In preparation for next Sunday's Adult Christian Education Class concerning desert spirituality (9:15 a.m. at St. Paul's, Chattanooga--come one, come all!), I stumbled upon James Cowan's book, Desert Father: A Journey in the Wilderness with Saint Anthony (Boston: Shambhala, 2004).  I was initially struck by the fact that something contemporary had been written on St. Anthony the Great.  Since Anthony is the patron of my Order, I was sold in wading through the book, and I'm about half-way finished.

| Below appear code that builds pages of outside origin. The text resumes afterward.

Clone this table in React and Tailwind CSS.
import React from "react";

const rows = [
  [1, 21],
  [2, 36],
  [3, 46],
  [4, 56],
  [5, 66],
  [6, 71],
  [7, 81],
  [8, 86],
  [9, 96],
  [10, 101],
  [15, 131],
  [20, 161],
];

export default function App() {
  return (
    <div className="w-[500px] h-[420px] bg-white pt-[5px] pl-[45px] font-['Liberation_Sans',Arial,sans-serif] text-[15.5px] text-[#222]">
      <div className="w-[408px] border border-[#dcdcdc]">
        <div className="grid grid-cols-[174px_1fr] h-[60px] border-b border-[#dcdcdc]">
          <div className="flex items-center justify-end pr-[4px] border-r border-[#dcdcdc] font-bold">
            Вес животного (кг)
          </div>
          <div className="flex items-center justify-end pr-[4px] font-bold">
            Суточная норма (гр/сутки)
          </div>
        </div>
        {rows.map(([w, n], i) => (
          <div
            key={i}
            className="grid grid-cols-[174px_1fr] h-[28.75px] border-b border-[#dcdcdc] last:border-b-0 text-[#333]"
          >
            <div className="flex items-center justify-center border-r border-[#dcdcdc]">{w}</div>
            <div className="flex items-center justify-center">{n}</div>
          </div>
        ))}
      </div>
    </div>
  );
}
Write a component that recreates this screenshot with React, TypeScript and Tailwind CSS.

Those familiar with Abba Anthony, as he's sometimes called, know him through St. Athanasius' biography of Anthony--of which there are numerous editions chronicling Anthony's retreat to the desert and his teachings.  Cowan's work is interesting because he is using his own spiritual journey alongside that of Anthony. Cowan leaves his academic career in Australia in order to pursue Anthony into the wilds of Egypt, whereupon he lands in one of the oldest monasteries in Christendom, the Coptic monastery of Saint Anthony.  Here at the monastery, Cowan encounters a strange new friend, a person the monks there consider to be the last solitary in the Church, a man named Lazarus who himself is an Aussie ex-pat who renounced the world.  Lazarus lives in a cave high atop Mount Colzim, the mountain where Anthony lived.  The monastery sits just below the mountain.

Here's an excerpt:
These were the questions that I brought to Lazarus's attention on my occasional climb up the mountain.  I did not make such trips often, believing that it was important to contemplate questions myself before inflicting them on my friend.  I was conscious of not imposing myself on Lazarus in a way that might interfere with his life.  He had a right to his solitude, as he had fought hard to acquire it.  As a practicing hesychast, Lazarus deserved more than to have his world examined by someone like me.
Cowan paints vividly the Roman world in which Anthony and the desert fathers and mothers fled the cities in silent rebellion.  The desert, the great metaphor for the human soul, is the background in which Anthony overcomes the temptations of the adversary.  Again, Cowan writes:
In my desire to deepen my knowledge of Anthony and the Desert Fathers, I had wandered into a cenobium of spiritual masters.  These men weren't recluses who chose the desert simply to escape Roman oppression.  They were men in possession of a vision unique to the world.  The fact that the desert was the place where they developed their knowledge was incidental.  What they had been looking for was a metaphor to enter and inhabit.  Here at the foot of Mount Colzim lay that metaphor: every stone and cave in the mountainside was testament to the life of men who had come here to test themselves in, and against, the desert.  Most of their names were anonymous, their their silence was like a chorus.  I could hear them uttering the eulogy of the solitary: 'We are the katachoi, the withdrawn, the God-possessed.' It was a eulogy of promise. 
So rather than reading some dry, arid history of a desert saint, Cowan manages to bring to life Anthony's legacy through the text.  In fact, I have learned quite a lot about Abba Anthony through Cowan, things that I missed in Athanasius' account.

Contemporary and compelling, Cowan has given us an oasis beckoning us to see where the living springs of God burst forth from the desert life.